So-called ghost guns have been a convenient bugaboo for anti-gun lawmakers and activists for a while now. The truth is that there’s absolutely no way to stop someone from making one if they so desire, and those who are likely to use one for illegal purposes are most definitely not going to be discouraged from doing so because of a law on the books, but many still push for these laws.
In Michigan, the state Senate just passed a slew of measures, including a “ghost gun” ban.
During the debate, though, one state senator made an interesting argument about such a law.
In a speech on the Senate floor, Sen. Jonathan Lindsey said, “our nation most likely would not exist” if a proposal to bar the sale or manufacturing of guns without serial numbers — known as ghost guns — had been law when the country was founded.
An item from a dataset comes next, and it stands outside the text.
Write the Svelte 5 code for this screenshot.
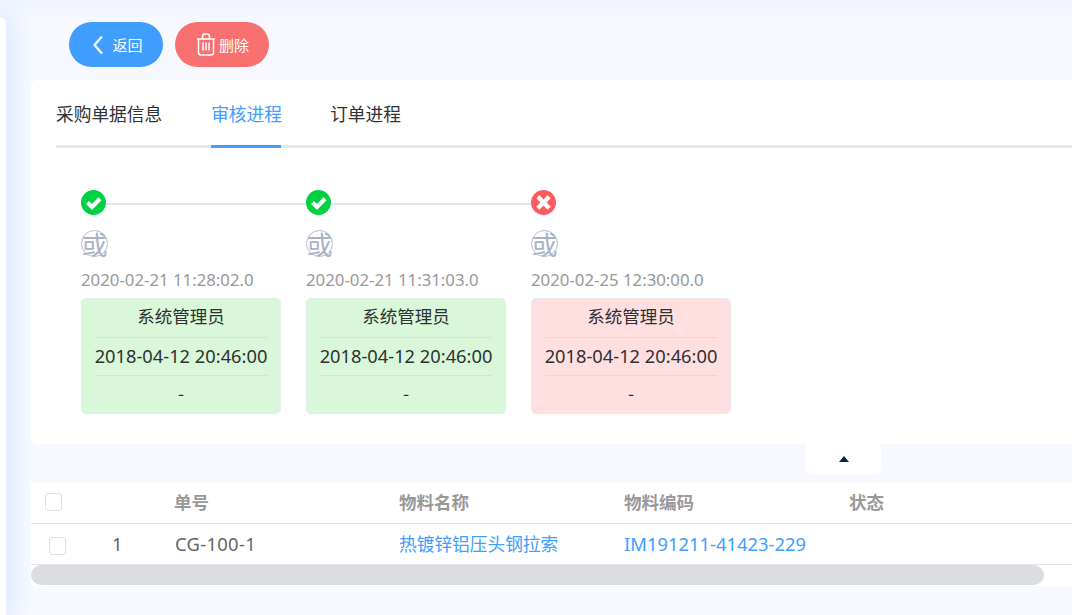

The firearms the founders of the U.S. used to hunt and to “fight back against the tyranny of the British government” were ghost guns, Lindsey said.
“If this law existed at the moment of our founding, America itself would not exist,” said Lindsey, R-Coldwater.
Now, even though I’m a pro-gun guy, I wanted to scoff at this…until I thought about it, because Lindsey is right.
None of the firearms used by the colonists were serialized, for one thing. Many were made at home with purchased components like barrels and flintlock mechanisms, then assembled in a home workshop.
By today’s standards, they’d be considered “ghost guns.”
Without those, we’d possibly still be a British holding. If not, it wouldn’t be because we fought and won our independence by shooting the tyrants in the face.
Of course, Lindsey’s comments didn’t go without challenge.
However, Sen. Mallory McMorrow, D-Royal Oak, the sponsor of the bill, said ghost guns evade accountability and can’t be traced once they’re used in a crime.
“I would also like to make an observation that at the founding of country, AR-15s also didn’t exist,” McMorrow said in her own speech on the Senate floor Wednesday.
First, gun tracing isn’t as useful as some might like to believe. Those who have looked haven’t been able to find a single instance of gun tracing actually solving a crime. While there might be exceptions, the truth is that gun tracing doesn’t really work like some want to believe. At best, it can trace a gun to the original purchaser, but after that, it’s largely useless.
And since most guns are stolen, it’s even less useful.
Now, as for AR-15s and how they didn’t exist, McMorrow is right. They didn’t.
Neither did the internet. So what?
There were a ton of repeating guns already in the works during the time of the nation’s founding, so it’s not like the framers would have been unaware of the possibility that gun technology would advance. They still wrote, “…shall not be infringed,” in the Second Amendment.
When the 14th Amendment was ratified, the Gatling Gun was a thing, and lawmakers at the time saw no reason to ban those, either, so you’ll forgive me if I’m less than sold on the idea that because a given thing didn’t exist during the time of the nation’s founding, we’re somehow supposed to throw out the Bill of Rights.
I mean, in Germany, 170 citizens of the country were raided by police over social media posts. The internet and social media didn’t exist at the time of our nation’s founding, so would McMorrow like to implement something like this here in the United States? Would he like to make that case to the American people the same way he downplays the right to keep and bear arms?
I’m not suggesting he wouldn’t want to do all of that. I just don’t think he’s got the cajones to try to sell it to the American people.
Either way, though, Lindsey is right. It’s a great argument and one I’m going to have to remember.